Sadly, that's not some far-fetched, stretched interpretation of the meaning of altruism. It's exactly what the most consistent altruists have preached as the good throughout history -- Kant most explicitly.

Recall that the highest moral ideal of Christianity is that of Jesus, a god who willingly allowed himself to be brutally murdered for the sake of sinners. Jesus didn't die in a fight against injustice -- as might the leader of a slave rebellion. He didn't die in defense of anything of personal value to him -- like a friend, lover, or child. He died for the sake of all humanity, wicked and sinful as we are. He died for the sake of the very people who rejected him.

Moreover, that mythology of Jesus' death was based on the same altruistic principles he preached during his life, most clearly exemplified by the story of the Widow's Mite.
[Jesus] sat down opposite the treasury, and watched the crowd putting money into the treasury. Many rich people put in large sums. A poor widow came and put in two small copper coins, which are worth a penny. Then he called his disciples and said to them, "Truly I tell you, this poor widow has put in more than all those who are contributing to the treasury. For all of them have contributed out of their abundance; but she out of her poverty has put in everything she had, all she had to live on."
Notice that the widow is not morally superior to those who donated large sums because she provided a greater benefit to the poor. She didn't. Instead, she's morally superior because she sacrificed more. She will suffer greatly for her donation, as now she has nothing to live on. That's what makes her virtuous: her deliberate suffering.

So what does all of that have to do with deep ecology? What does it have to do with the suggestion that we die sooner for the sake of the environment?

Deep ecology is deep impartialism: the interests of everything in the natural world must be considered on a par with human interests. After all, why should mankind be so selfish as to only consider its own interests? Shouldn't we consider the interests of cows, moles, robins, turtles, worms, maples, lichen, and amoebas too? And more: even rivers and rocks have interests that we ought to consider, as well as the planet as a whole! For deep ecology, any form of anthropocentrism -- including traditional utilitarianism -- is really just another form of selfish egoism.

In practice, just as the interests of one person are totally swamped by the interests of billions of other people in human-focused impartialism, so human interests are totally swamped by the interests of living organisms, ecosystems, and natural objects in deep ecology. Consequently, humans will always be obliged to sacrifice themselves for nature. Just by sheer numbers, we're always going to lose.
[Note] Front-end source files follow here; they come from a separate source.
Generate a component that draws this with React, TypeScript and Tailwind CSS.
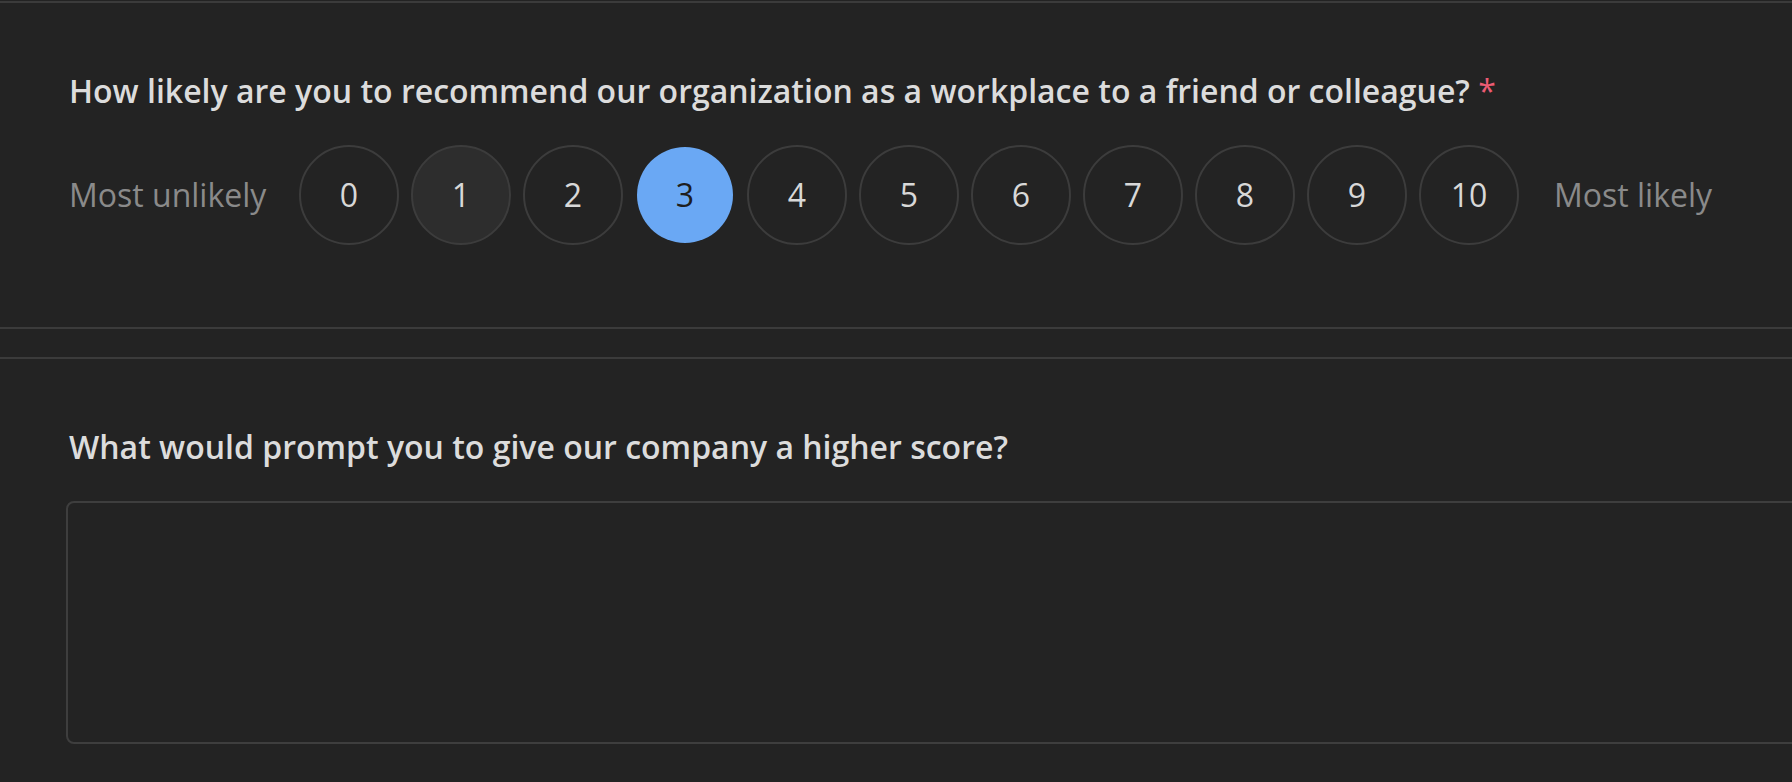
import React from "react";

export default function App() {
  const nums = [0, 1, 2, 3, 4, 5, 6, 7, 8, 9, 10];
  const selected = 3;
  const hovered = 1;
  return (
    <div className="min-h-screen w-full overflow-hidden bg-[#232323] pt-[1px] font-['Open_Sans',sans-serif]">
      <div className="border-t-2 border-b-2 border-[#3b3b3b]">
        <div className="pl-[69px] pt-[64px] pb-[82px]">
          <p className="text-[32px] leading-[48px] font-semibold text-[#dcdcdc] whitespace-nowrap">
            How likely are you to recommend our organization as a workplace to a friend or colleague?{" "}
            <span className="font-normal text-[#ec5b73]">*</span>
          </p>
          <div className="mt-[30px] flex h-[100px] items-center">
            <div className="w-[230px] shrink-0 text-[32px] leading-[48px] text-[#8a8a8a] whitespace-nowrap">
              Most unlikely
            </div>
            <div className="flex items-center gap-[12px]">
              {nums.map((n) =>
                n === selected ? (
                  <div
                    key={n}
                    className="flex h-[100px] w-[100px] shrink-0 items-center justify-center"
                  >
                    <div className="flex h-[96px] w-[96px] items-center justify-center rounded-full bg-[#6aa8f4] text-[32px] font-medium text-[#1e1e1e]">
                      {n}
                    </div>
                  </div>
                ) : (
                  <div
                    key={n}
                    className={
                      n === hovered
                        ? "flex h-[100px] w-[100px] shrink-0 items-center justify-center rounded-full border-2 border-[#3c3c3c] bg-[#2d2d2d] text-[32px] text-[#d8d8d8]"
                        : "flex h-[100px] w-[100px] shrink-0 items-center justify-center rounded-full border-2 border-[#3c3c3c] text-[32px] text-[#d8d8d8]"
                    }
                  >
                    {n}
                  </div>
                )
              )}
            </div>
            <div className="ml-[35px] text-[32px] leading-[48px] text-[#8a8a8a] whitespace-nowrap">
              Most likely
            </div>
          </div>
        </div>
      </div>
      <div className="mt-[28px] border-t-2 border-[#3b3b3b]">
        <div className="pl-[66px] pt-[64px]">
          <p className="pl-[3px] text-[32px] leading-[48px] font-semibold text-[#dcdcdc] whitespace-nowrap">
            What would prompt you to give our company a higher score?
          </p>
          <textarea className="mt-[30px] block h-[243px] w-[1800px] resize-none rounded-[8px] border-2 border-[#3e3e3e] bg-[#232323] outline-none" />
        </div>
      </div>
    </div>
  );
}
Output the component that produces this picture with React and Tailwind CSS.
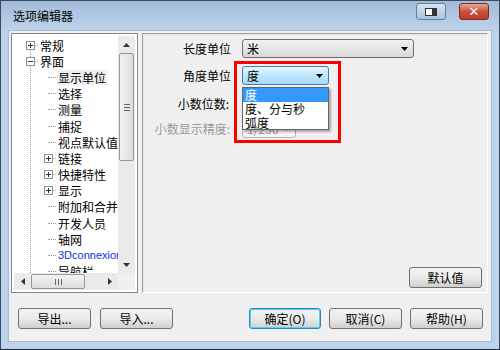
import React from "react";

const font = { fontFamily: '"Noto Sans CJK SC", "Liberation Sans", sans-serif' };

const treeItems = [
  { level: 0, box: "+", text: "常规" },
  { level: 0, box: "-", text: "界面" },
  { level: 1, text: "显示单位", sel: true },
  { level: 1, text: "选择" },
  { level: 1, text: "测量" },
  { level: 1, text: "捕捉" },
  { level: 1, text: "视点默认值" },
  { level: 1, box: "+", text: "链接" },
  { level: 1, box: "+", text: "快捷特性" },
  { level: 1, box: "+", text: "显示" },
  { level: 1, text: "附加和合并" },
  { level: 1, text: "开发人员" },
  { level: 1, text: "轴网" },
  { level: 1, text: "3Dconnexion", blue: true },
  { level: 1, text: "导航栏" },
];

function Box({ sign }) {
  return (
    <span className="w-[9px] h-[9px] border border-[#919191] bg-white flex items-center justify-center relative shrink-0">
      <span className="absolute w-[5px] h-px bg-[#1e395b]" />
      {sign === "+" && <span className="absolute w-px h-[5px] bg-[#1e395b]" />}
    </span>
  );
}

function Btn({ children, className = "", focus }) {
  return (
    <div
      className={
        "h-[21px] rounded-[3px] border flex items-center justify-center text-[12px] text-black bg-gradient-to-b from-[#f2f2f2] via-[#ebebeb] to-[#cfcfcf] " +
        (focus ? "border-[#3c7fb1] shadow-[inset_0_0_0_1px_#48d7f6]" : "border-[#707070]") +
        " " + className
      }
    >
      {children}
    </div>
  );
}

function Arrow({ color = "#000" }) {
  return (
    <svg width="7" height="4" viewBox="0 0 7 4">
      <path d="M0 0h7L3.5 4z" fill={color} />
    </svg>
  );
}

export default function App() {
  return (
    <div className="w-[500px] h-[350px] bg-[#bcd2ea] flex flex-col overflow-hidden border-b border-[#1e2b3c]" style={font}>
      {/* title bar */}
      <div className="h-[30px] shrink-0 bg-gradient-to-b from-[#a2bbd7] to-[#bdd3eb] flex items-center pl-[12px] pr-[10px] border-l border-r border-t border-[#3a4b5f]">
        <span className="text-[12px] text-black">选项编辑器</span>
        <div className="ml-auto flex items-center gap-[13px] -mt-[8px]">
          <div className="w-[30px] h-[17px] rounded-[3px] border border-[#5f7ea3] bg-gradient-to-b from-[#d8e5f2] to-[#aec3dc] flex items-center justify-center">
            <div className="w-[12px] h-[8px] border border-[#333] bg-white flex justify-end">
              <div className="w-[4px] h-full bg-[#333]" />
            </div>
          </div>
          <div className="w-[30px] h-[17px] rounded-[3px] border border-[#7a2a20] bg-gradient-to-b from-[#e8a496] via-[#c8503c] to-[#c23b26] flex items-center justify-center">
            <span className="text-white font-bold text-[13px] leading-none" style={{ fontFamily: '"DejaVu Sans", sans-serif' }}>✕</span>
          </div>
        </div>
      </div>
      {/* frame */}
      <div className="flex-1 flex px-[7px] pb-[7px] border-l border-r border-[#3a4b5f]">
        <div className="flex-1 bg-[#f0f0f0] flex flex-col border border-[#a8bdd6]">
          <div className="flex pt-[2px] pl-[2px] gap-[4px]">
            {/* tree */}
            <div className="w-[127px] h-[260px] border border-[#828790] bg-white flex flex-col p-[2px]">
              <div className="flex flex-1 min-h-0">
                <div className="flex-1 overflow-hidden pt-[1px] relative">
                  <div className="absolute left-[16px] top-[11px] h-[240px] border-l border-dotted border-[#a0a0a0]" />
                  {treeItems.map((it, i) => (
                    <div key={i} className="h-[16.2px] flex items-center text-[12px] whitespace-nowrap relative" style={{ paddingLeft: it.level === 0 ? 12 : 30 }}>
                      <span className="w-[13px] h-full flex items-center shrink-0 relative">
                        {it.box ? (
                          <>
                            <Box sign={it.box} />
                            <span className="w-[3px] border-t border-dotted border-[#a0a0a0]" />
                          </>
                        ) : (
                          <span className="w-[8px] ml-[4px] border-t border-dotted border-[#a0a0a0]" />
                        )}
                      </span>
                      {it.blue ? (
                        <span className="px-[1px] leading-[15px] text-[11px] text-[#1430d8]" style={{ fontFamily: '"Liberation Sans", sans-serif' }}>{it.text}</span>
                      ) : (
                        <span className={"px-[1px] leading-[15px] text-black " + (it.sel ? "bg-[#f0f0f0]" : "")}>{it.text}</span>
                      )}
                    </div>
                  ))}
                </div>
                {/* vscroll */}
                <div className="w-[17px] bg-[#eaeaea] flex flex-col items-center">
                  <div className="h-[17px] flex items-center justify-center">
                    <svg width="7" height="4" viewBox="0 0 7 4"><path d="M3.5 0L7 4H0z" fill="#333" /></svg>
                  </div>
                  <div className="w-[15px] h-[108px] rounded-[2px] border border-[#979797] bg-gradient-to-r from-[#f3f3f3] to-[#dcdcdc] flex flex-col items-center justify-center gap-[2px]">
                    <div className="w-[6px] h-px bg-[#666]" />
                    <div className="w-[6px] h-px bg-[#666]" />
                    <div className="w-[6px] h-px bg-[#666]" />
                  </div>
                  <div className="flex-1" />
                  <div className="h-[17px] flex items-center justify-center">
                    <Arrow color="#333" />
                  </div>
                </div>
              </div>
              {/* hscroll */}
              <div className="h-[17px] flex bg-[#eaeaea]">
                <div className="flex-1 flex items-center">
                  <div className="w-[17px] flex justify-center">
                    <svg width="4" height="7" viewBox="0 0 4 7"><path d="M4 0v7L0 3.5z" fill="#333" /></svg>
                  </div>
                  <div className="w-[54px] h-[15px] rounded-[2px] border border-[#979797] bg-gradient-to-b from-[#f3f3f3] to-[#dcdcdc] flex items-center justify-center gap-[2px]">
                    <div className="w-px h-[6px] bg-[#666]" />
                    <div className="w-px h-[6px] bg-[#666]" />
                    <div className="w-px h-[6px] bg-[#666]" />
                  </div>
                  <div className="flex-1" />
                  <div className="w-[17px] flex justify-center">
                    <svg width="4" height="7" viewBox="0 0 4 7"><path d="M0 0v7L4 3.5z" fill="#333" /></svg>
                  </div>
                </div>
                <div className="w-[17px] bg-[#f0f0f0]" />
              </div>
            </div>
            {/* right panel */}
            <div className="w-[346px] h-[260px] border border-t-[#a0a0a0] border-l-[#a0a0a0] border-r-white border-b-white shadow-[inset_1px_1px_0_#e3e3e3] relative flex flex-col text-[12px]">
              <div className="flex flex-col pt-[5px] gap-[8px]">
                <div className="flex items-center h-[19px]">
                  <span className="w-[99px] text-right pr-[11px] text-black">长度单位</span>
                  <div className="w-[172px] h-[19px] rounded-[3px] border border-[#707070] bg-gradient-to-b from-[#f2f2f2] to-[#d9d9d9] flex items-center pl-[4px] pr-[5px]">
                    <span>米</span>
                    <span className="ml-auto"><Arrow /></span>
                  </div>
                </div>
                <div className="flex items-center h-[19px]">
                  <span className="w-[99px] text-right pr-[11px] text-black">角度单位</span>
                  <div className="w-[87px] h-[19px] rounded-[3px] border border-[#3c7fb1] bg-gradient-to-b from-[#eaf6fd] via-[#bee6fd] to-[#a7d9f5] flex items-center pl-[4px] pr-[5px]">
                    <span>度</span>
                    <span className="ml-auto"><Arrow /></span>
                  </div>
                </div>
                <div className="flex items-center h-[19px] mt-[1px]">
                  <span className="w-[99px] text-right pr-[13px] text-black whitespace-nowrap">小数位数:</span>
                </div>
                <div className="flex items-center h-[19px] -mt-[2px]">
                  <span className="w-[99px] text-right pr-[12px] text-[#9a9a9a] whitespace-nowrap">小数显示精度:</span>
                  <div className="w-[54px] h-[19px] rounded-[3px] border border-[#b5b5b5] bg-[#f4f4f4] flex items-center pl-[4px] pr-[5px] text-[#9a9a9a]">
                    <span>1/256</span>
                    <span className="ml-auto"><Arrow color="#a0a0a0" /></span>
                  </div>
                </div>
              </div>
              <div className="flex-1" />
              <div className="flex justify-end pr-[5px] pb-[4px]">
                <Btn className="w-[73px]">默认值</Btn>
              </div>
              {/* dropdown list */}
              <div className="absolute left-[99px] top-[53px] w-[87px] border border-[#646464] bg-white shadow-[2px_2px_2px_rgba(0,0,0,0.3)] flex flex-col">
                <div className="h-[14px] leading-[14px] bg-[#3399ff] text-white pl-[2px]">度</div>
                <div className="h-[14px] leading-[14px] pl-[2px]">度、分与秒</div>
                <div className="h-[13px] leading-[13px] pl-[2px]">弧度</div>
              </div>
              {/* red annotation box */}
              <div className="absolute left-[91px] top-[27px] w-[107px] h-[82px] border-[3px] border-[#ff0000]" />
            </div>
          </div>
          {/* bottom buttons */}
          <div className="flex items-center pt-[15px] pl-[9px]">
            <Btn className="w-[73px]">导出...</Btn>
            <Btn className="w-[73px] ml-[9px]">导入...</Btn>
            <Btn className="w-[72px] ml-[76px]" focus>确定(O)</Btn>
            <Btn className="w-[73px] ml-[8px]">取消(C)</Btn>
            <Btn className="w-[73px] ml-[8px]">帮助(H)</Btn>
          </div>
        </div>
      </div>
    </div>
  );
}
As with altruism, the test of moral virtue for deep ecology is not any benefit done to the natural world but rather the depth of human sacrifices. Otherwise, we might just be pretending concern for nature, while actually secretly pursuing our own selfish ends. We can only prove our morality by eschewing anything that might benefit ourselves. That's why the morality of deep ecology demands human destruction.

These various moral theories -- utilitarianism, impartialism, altruism, and deep ecology -- are similar for a reason. The morality of egoism is the morality of life and happiness. To reject egoism as immoral requires adopting suffering and death as the moral standard -- whether for a single individual or all of humanity. The form of that ideal differs, as does its window dressing. Yet if you dig a bit, you'll find suffering and death at its core.

Sometimes, as with the card from "The Green Game," that's just a bit more apparent than usual.